ところが、首相就任翌日の10月2日に植田総裁と会談した後、石破首相は「現在、追加利上げするような環境にあるとは考えていない」と、“豹変”ともとれる発言を行った。これを受けて為替レートは1ドル=146円台半ばへと、3円程度円安が進行した。
さらに追い打ちをかけたのが、10月27日の衆院選で自民党が大敗し、与党で過半数割れとなったこと。政局の見通しが不透明になったことで、円が売られる動きが進んだ。加えて、米国市場で米国大統領選にトランプ氏が勝利するとの見方が強まっていることも、ドル買いの要因になっているとみられる。
衆院選での自民党大敗の一因には、物価高に対する有権者の不満もあったとみられている。円安基調が続き物価上振れリスクも高まる中で、日銀の「時間的な余裕」がどの程度残っているのか、植田総裁の発言が注目される。
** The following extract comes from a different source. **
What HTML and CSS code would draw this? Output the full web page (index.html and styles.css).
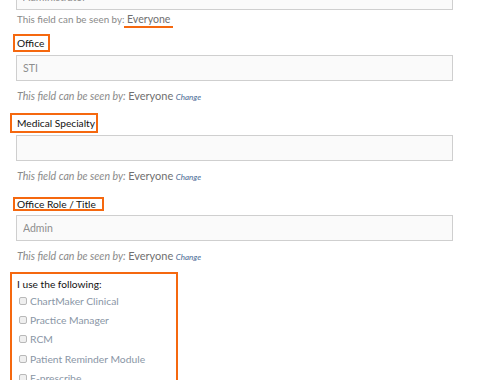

政治に振り回されて利上げが難しくなる?「政治」が原因で日銀が失うのは「時間的な余裕」だけでなく、
利上げという選択肢そのものを失う可能性も否定できない。
自民・公明両党と立憲民主党の双方で綱引き状態となり、キャスティングボードを握る状態にある
日本維新の会や国民民主党は、党の政策に物価高対策も意図した減税を掲げている。物価高を問題視する一方で、経済・財政政策としては緩和的・拡張的なスタンスを取っている。両党の幹部はそれぞれ8月の「令和のブラックマンデー」に際して、
7月の日銀による利上げを「急ぎ過ぎ」などと批判している。
維新や国民民主が関与を強めた政権から、
「円安による物価高は嫌、景気悪化につながりそうな金融政策はもっと嫌」という声が強まれば、本来は自主性が尊重されるはずの日銀の取れる選択肢が狭まることも想定される。
米国の大統領選という“変数”もある中で、植田総裁が12月会合まで見据えた発信をどこまでできるか、注目される。